41. The Ombudsman is not aware of any European Union case-law which allows for an interpretation that the above transitional provisions only cover proceedings instituted for the first time (as argued by the complainant in his observations), regardless of the date of the judgment for which recognition/enforcement is sought. It also does not appear that these provisions should be necessarily interpreted in conjunction with the rules on lis pendens (Article 27 of the Brussels I Regulation and Article 11 of the Brussels II Regulation), as suggested by the complainant.
42. It follows that the Commission rightly found that the issue of the recognition/enforcement in Ireland of the X EU country judgment on divorce and maintenance given in Z, that is, many years before both Regulations entered into force, could not be covered by the latter.
43. As regards the second issue, that is, the Commission’s view that it could not open infringement proceedings as regards the maintenance case because the 1968 Convention applied by the Irish Courts was not part of Community law, the Ombudsman notes that, in the Court of Justice's Opinion dated 7 February 2006, to which the complainant referred in his observations, the 1968 Convention is indeed mentioned in the section entitled "Community instruments existing at the time of the request for an opinion". However, in paragraph 15 of that opinion, the Court classified the 1968 Convention "as a convention under international law."
44. The Ombudsman agrees with the complainant that there is no uniform position in the legal doctrine[25] as to whether the subsidiary conventions (including the 1968 Convention) concluded by the Member States on the basis of Article 293 EC (formerly Article 220 EC)[26] form part of the Community legal system or rather part of international law.
45. This does not mean, however, that the Commission cannot take the view that the 1968 Convention is not a Community legal instrument but rather part of international law. According to the case-law of the Community courts, the Commission disposes of a wide margin of discretion when deciding whether or not to pursue a Member State for an alleged infringement of EU law[27]. This discretion should necessarily involve the above view.

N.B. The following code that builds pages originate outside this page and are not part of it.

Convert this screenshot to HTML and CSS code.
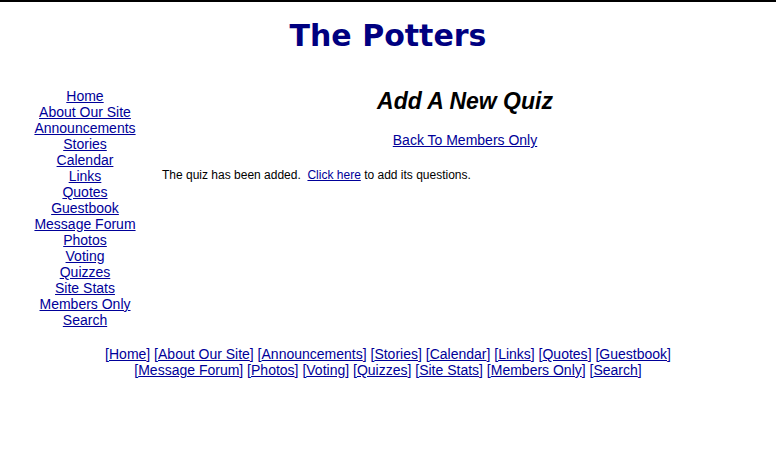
FILE: index.html
```html
<!DOCTYPE html>
<html>
<head>
<meta charset="utf-8">
<title>The Potters - Add A New Quiz</title>
<link rel="stylesheet" href="styles.css">
</head>
<body>
<div class="page">
  <h1 class="site-title">The Potters</h1>
  <div class="layout">
    <nav class="sidenav">
      <a href="#">Home</a>
      <a href="#">About Our Site</a>
      <a href="#">Announcements</a>
      <a href="#">Stories</a>
      <a href="#">Calendar</a>
      <a href="#">Links</a>
      <a href="#">Quotes</a>
      <a href="#">Guestbook</a>
      <a href="#">Message Forum</a>
      <a href="#">Photos</a>
      <a href="#">Voting</a>
      <a href="#">Quizzes</a>
      <a href="#">Site Stats</a>
      <a href="#">Members Only</a>
      <a href="#">Search</a>
    </nav>
    <main class="content">
      <h2 class="page-title">Add A New Quiz</h2>
      <p class="back"><a href="#">Back To Members Only</a></p>
      <p class="message">The quiz has been added.&nbsp; <a href="#">Click here</a> to add its questions.</p>
    </main>
  </div>
  <footer class="footer">
    <div class="footer-row">[<a href="#">Home</a>] [<a href="#">About Our Site</a>] [<a href="#">Announcements</a>] [<a href="#">Stories</a>] [<a href="#">Calendar</a>] [<a href="#">Links</a>] [<a href="#">Quotes</a>] [<a href="#">Guestbook</a>]</div>
    <div class="footer-row">[<a href="#">Message Forum</a>] [<a href="#">Photos</a>] [<a href="#">Voting</a>] [<a href="#">Quizzes</a>] [<a href="#">Site Stats</a>] [<a href="#">Members Only</a>] [<a href="#">Search</a>]</div>
  </footer>
</div>
</body>
</html>
```

FILE: styles.css
```css
html, body {
  margin: 0;
  padding: 0;
  background: #ffffff;
}

body {
  border-top: 2px solid #000000;
  font-family: "Liberation Sans", Arial, sans-serif;
  color: #000000;
}

a {
  color: #000099;
  text-decoration: underline;
}

.page {
  padding: 0 8px;
}

.site-title {
  margin: 16px 0 0;
  text-align: center;
  font-family: "DejaVu Sans", Verdana, sans-serif;
  font-weight: bold;
  font-size: 30px;
  line-height: 35px;
  color: #000080;
}

.layout {
  display: grid;
  grid-template-columns: 154px 1fr;
  margin-top: 35px;
}

.sidenav {
  display: flex;
  flex-direction: column;
  align-items: center;
  font-size: 14px;
  line-height: 16px;
}

.content {
  text-align: center;
}

.page-title {
  margin: 0;
  font-size: 23px;
  line-height: 26px;
  font-weight: bold;
  font-style: italic;
  color: #000000;
}

.back {
  margin: 18px 0 0;
  font-size: 14px;
  line-height: 16px;
}

.message {
  margin: 20px 0 0;
  text-align: left;
  font-size: 12px;
  line-height: 14px;
}

.footer {
  margin-top: 18px;
  text-align: center;
  font-size: 14px;
  line-height: 16px;
  color: #000099;
}
```
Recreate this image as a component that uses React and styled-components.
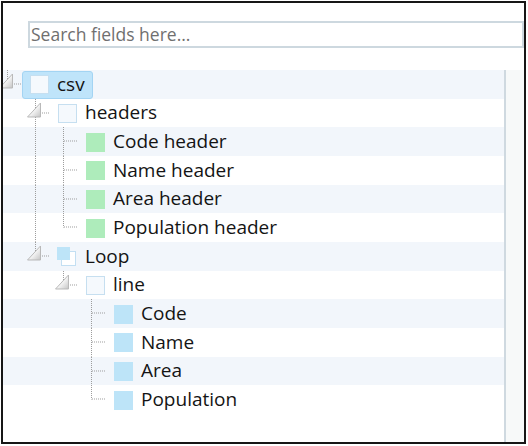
import React from 'react'
import styled, { createGlobalStyle } from 'styled-components'

const ROW_H = 28.67

const rows = [
  { label: 'csv', level: 0, box: 'empty', toggle: true, last: true, selected: true, guides: [] },
  { label: 'headers', level: 1, box: 'empty', toggle: true, last: false, guides: [false] },
  { label: 'Code header', level: 2, box: 'green', last: false, guides: [false, true] },
  { label: 'Name header', level: 2, box: 'green', last: false, guides: [false, true] },
  { label: 'Area header', level: 2, box: 'green', last: false, guides: [false, true] },
  { label: 'Population header', level: 2, box: 'green', last: true, guides: [false, true] },
  { label: 'Loop', level: 1, box: 'loop', toggle: true, last: true, guides: [false] },
  { label: 'line', level: 2, box: 'empty', toggle: true, last: true, guides: [false, false] },
  { label: 'Code', level: 3, box: 'blue', last: false, guides: [false, false, false] },
  { label: 'Name', level: 3, box: 'blue', last: false, guides: [false, false, false] },
  { label: 'Area', level: 3, box: 'blue', last: false, guides: [false, false, false] },
  { label: 'Population', level: 3, box: 'blue', last: true, guides: [false, false, false] },
]

const GlobalStyle = createGlobalStyle`
  html, body {
    margin: 0;
    padding: 0;
    background: #ffffff;
  }
  body {
    font-family: "Open Sans", "Noto Sans", sans-serif;
  }
`

const Guide = ({ on }) => (
  <GuideCell>
    {on && (
      <svg width='28' height={ROW_H} viewBox={`0 0 28 ${ROW_H}`}>
        <line x1='8.5' y1='0' x2='8.5' y2={ROW_H} stroke='#9c9c9c' strokeDasharray='1 1' />
      </svg>
    )}
  </GuideCell>
)

const Expander = ({ toggle, last }) => {
  const c = 14.5
  return (
    <ExpanderCell>
      <svg width='23' height={ROW_H} viewBox={`0 0 23 ${ROW_H}`}>
        <defs>
          <linearGradient id='tri' x1='0' y1='0' x2='1' y2='1'>
            <stop offset='0' stopColor='#ffffff' />
            <stop offset='0.55' stopColor='#f2f2f2' />
            <stop offset='1' stopColor='#c4c4c4' />
          </linearGradient>
        </defs>
        <line x1='8.5' y1='0' x2='8.5' y2={last ? c : ROW_H} stroke='#9c9c9c' strokeDasharray='1 1' />
        <line x1='9' y1={c - 0.5} x2='23' y2={c - 0.5} stroke='#9c9c9c' strokeDasharray='1 1' />
        {toggle && (
          <path
            d={`M13.5 ${c - 10.5} L13.5 ${c + 3.5} L0.5 ${c + 3.5} Z`}
            fill='url(#tri)'
            stroke='#b9b9b9'
            strokeLinejoin='round'
          />
        )}
      </svg>
    </ExpanderCell>
  )
}

const BoxIcon = ({ kind }) => {
  if (kind === 'loop') {
    return (
      <IconSlot>
        <svg width='20' height='20' viewBox='0 0 20 20'>
          <rect x='4.5' y='4.5' width='14' height='14' fill='#ffffff' stroke='#c3dff2' />
          <rect x='0' y='0' width='13' height='13' fill='#bde4f8' />
        </svg>
      </IconSlot>
    )
  }
  return (
    <IconSlot>
      <Square kind={kind} />
    </IconSlot>
  )
}

const App = () => {
  return (
    <>
      <GlobalStyle />
      <Frame>
        <SearchBar>
          <SearchInput type='text' placeholder='Search fields here...' />
        </SearchBar>
        <Body>
          <TreePane>
            {rows.map((r, i) => (
              <Row key={i} striped={i % 2 === 0}>
                <Indent>
                  {r.guides.map((g, j) => (
                    <Guide key={j} on={g} />
                  ))}
                </Indent>
                <Expander toggle={r.toggle} last={r.last} />
                <Node selected={r.selected}>
                  <BoxIcon kind={r.box} />
                  <Label>{r.label}</Label>
                </Node>
              </Row>
            ))}
          </TreePane>
          <ScrollTrack />
        </Body>
      </Frame>
    </>
  )
}

const Frame = styled.div`
  box-sizing: border-box;
  margin: 1px;
  width: 525px;
  height: 443px;
  border: 2px solid #161616;
  display: flex;
  flex-direction: column;
  background: #ffffff;
  overflow: hidden;
`

const SearchBar = styled.div`
  box-sizing: border-box;
  height: 67px;
  padding: 18px 0 0 25px;
  flex-shrink: 0;
`

const SearchInput = styled.input`
  box-sizing: border-box;
  display: block;
  width: 496px;
  height: 27px;
  margin: 0;
  padding: 0 0 1px 1px;
  border: 2px solid #cdd8df;
  border-radius: 0;
  outline: none;
  font-family: "Open Sans", "Noto Sans", sans-serif;
  font-size: 17.5px;
  color: #333;

  &::placeholder {
    color: #6f6f6f;
  }
`

const Body = styled.div`
  flex: 1;
  display: flex;
  min-height: 0;
`

const TreePane = styled.div`
  flex: 1;
  overflow: hidden;
`

const ScrollTrack = styled.div`
  width: 18px;
  border-left: 2px solid #cfd9e0;
  background: #f7f9f9;
`

const Row = styled.div`
  display: flex;
  align-items: stretch;
  height: ${ROW_H}px;
  margin-left: -4px;
  background: ${(p) => (p.striped ? '#f2f6fb' : '#ffffff')};
`

const Indent = styled.div`
  display: flex;
  flex-shrink: 0;
`

const GuideCell = styled.div`
  width: 28px;
  height: 100%;
  flex-shrink: 0;

  svg {
    display: block;
  }
`

const ExpanderCell = styled.div`
  width: 23px;
  height: 100%;
  flex-shrink: 0;

  svg {
    display: block;
  }
`

const Node = styled.div`
  box-sizing: border-box;
  display: flex;
  align-items: center;
  gap: 8px;
  margin-top: 1px;
  padding: 0 7px 0 6px;
  border: 1px solid ${(p) => (p.selected ? '#a3d4f3' : 'transparent')};
  border-radius: 3px;
  background: ${(p) => (p.selected ? '#bfe4fa' : 'transparent')};
`

const IconSlot = styled.span`
  display: flex;
  width: 20px;
  height: 20px;
  align-items: center;
  justify-content: center;
  flex-shrink: 0;

  svg {
    display: block;
  }
`

const Square = styled.span`
  box-sizing: border-box;
  display: block;
  width: 19px;
  height: 19px;
  background: ${(p) =>
    p.kind === 'green' ? '#aeecbb' : p.kind === 'blue' ? '#bde4f8' : '#f5f9fd'};
  border: ${(p) => (p.kind === 'empty' ? '1px solid #c6dff0' : 'none')};
`

const Label = styled.span`
  font-size: 19px;
  line-height: 1;
  color: #141414;
  white-space: nowrap;
  margin-top: -1px;
`

export default App
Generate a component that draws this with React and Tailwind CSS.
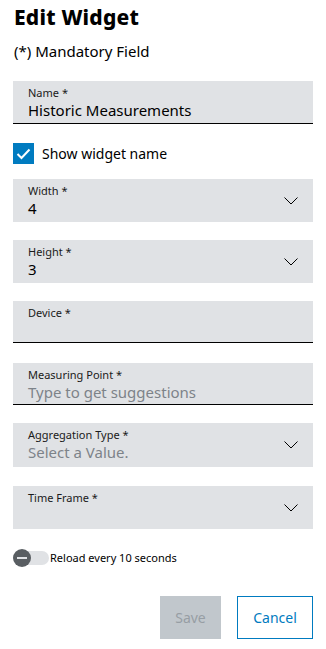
import React from "react";

const font = { fontFamily: '"Noto Sans", "Open Sans", sans-serif' };

function Chevron() {
  return (
    <svg width="14" height="8" viewBox="0 0 14 8" className="absolute right-[15px] top-[18px]">
      <path d="M0.5 0.5 L7 7 L13.5 0.5" fill="none" stroke="#000" strokeWidth="1" />
    </svg>
  );
}

function Field({ label, value, placeholder, select, underline, h = "h-[43px]" }) {
  return (
    <div
      className={`relative bg-[#e0e2e5] ${h} pl-[15px] pt-[5px] ${underline ? "border-b border-black" : ""}`}
    >
      <div className="text-[11px] leading-[14px] text-[#1a1a1a]">{label}</div>
      {value && <div className="text-[15px] leading-[20px] text-black">{value}</div>}
      {placeholder && <div className="text-[15px] leading-[20px] text-[#7d8389]">{placeholder}</div>}
      {select && <Chevron />}
    </div>
  );
}

export default function App() {
  return (
    <div className="w-[326px] h-[649px] bg-white px-[13px]" style={font}>
      <h1 className="pt-[3px] pl-[1px] text-[21px] leading-[28px] font-extrabold text-black tracking-[0.2px]">Edit Widget</h1>
      <p className="mt-[10px] pl-[1px] text-[15px] leading-[21px] text-black">(*) Mandatory Field</p>
      <div className="mt-[19px]">
        <Field label="Name *" value="Historic Measurements" underline />
      </div>
      <div className="mt-[19px] flex items-center h-[21px]">
        <div className="w-[21px] h-[21px] bg-[#007bc0] flex items-center justify-center">
          <svg width="15" height="12" viewBox="0 0 15 12">
            <path d="M1.5 6 L5.5 10 L13.5 1.5" fill="none" stroke="#fff" strokeWidth="2" />
          </svg>
        </div>
        <span className="ml-[8px] text-[14px] text-black">Show widget name</span>
      </div>
      <div className="mt-[15px] flex flex-col gap-[18px]">
        <Field label="Width *" value="4" select />
        <Field label="Height *" value="3" select />
        <Field label="Device *" underline h="h-[42px]" />
        <div className="mt-[2px]">
          <Field label="Measuring Point *" placeholder="Type to get suggestions" underline h="h-[42px]" />
        </div>
        <Field label="Aggregation Type *" placeholder="Select a Value." select h="h-[44px]" />
        <div className="mt-[1px]">
          <Field label="Time Frame *" select />
        </div>
      </div>
      <div className="mt-[19px] flex items-center h-[20px]">
        <div className="relative w-[37px] h-[16px]">
          <div className="absolute left-[6px] top-[1px] w-[30px] h-[14px] rounded-full bg-[#e0e2e5]" />
          <div className="absolute left-0 top-[-1px] w-[18px] h-[18px] rounded-full bg-[#595e62] flex items-center justify-center">
            <div className="w-[10px] h-[2px] bg-[#e0e2e5]" />
          </div>
        </div>
        <span className="text-[11px] text-black">Reload every 10 seconds</span>
      </div>
      <div className="mt-[28px] flex justify-end gap-[16px]">
        <button className="w-[61px] h-[43px] bg-[#c1c7cc] text-[#979ea4] text-[14px]">Save</button>
        <button className="w-[76px] h-[43px] border border-[#007bc0] text-[#007bc0] text-[14px] bg-white">Cancel</button>
      </div>
    </div>
  );
}
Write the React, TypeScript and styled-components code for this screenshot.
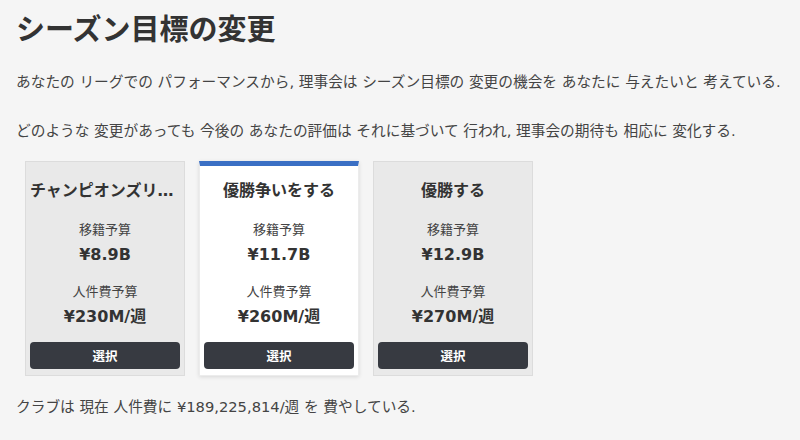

46. Finally, the complainant is right to point out that the ECJ has held that, in so far as the Brussels I Regulation replaces the 1968 Convention (with the exception of the Kingdom of Denmark), the interpretation given by the court as regards that convention also applies to the Regulation. The provisions of the Regulation and those of the 1968 Convention may thus be treated as equivalent[28]. This does not mean, however, that the Irish courts' recognition of the X EU country maintenance judgment dated Z falls under the scope of the Brussels I Regulation and therefore that the Commission would be competent to pursue the Irish courts' alleged infringement of the Court of Justice's interpretation. The fact that the Brussels I Regulation replaces the 1968 Convention, and does not contain a provision equivalent to Article 27(4)[29] of the 1968 Convention applied by the Irish Court, does not affect the above conclusion.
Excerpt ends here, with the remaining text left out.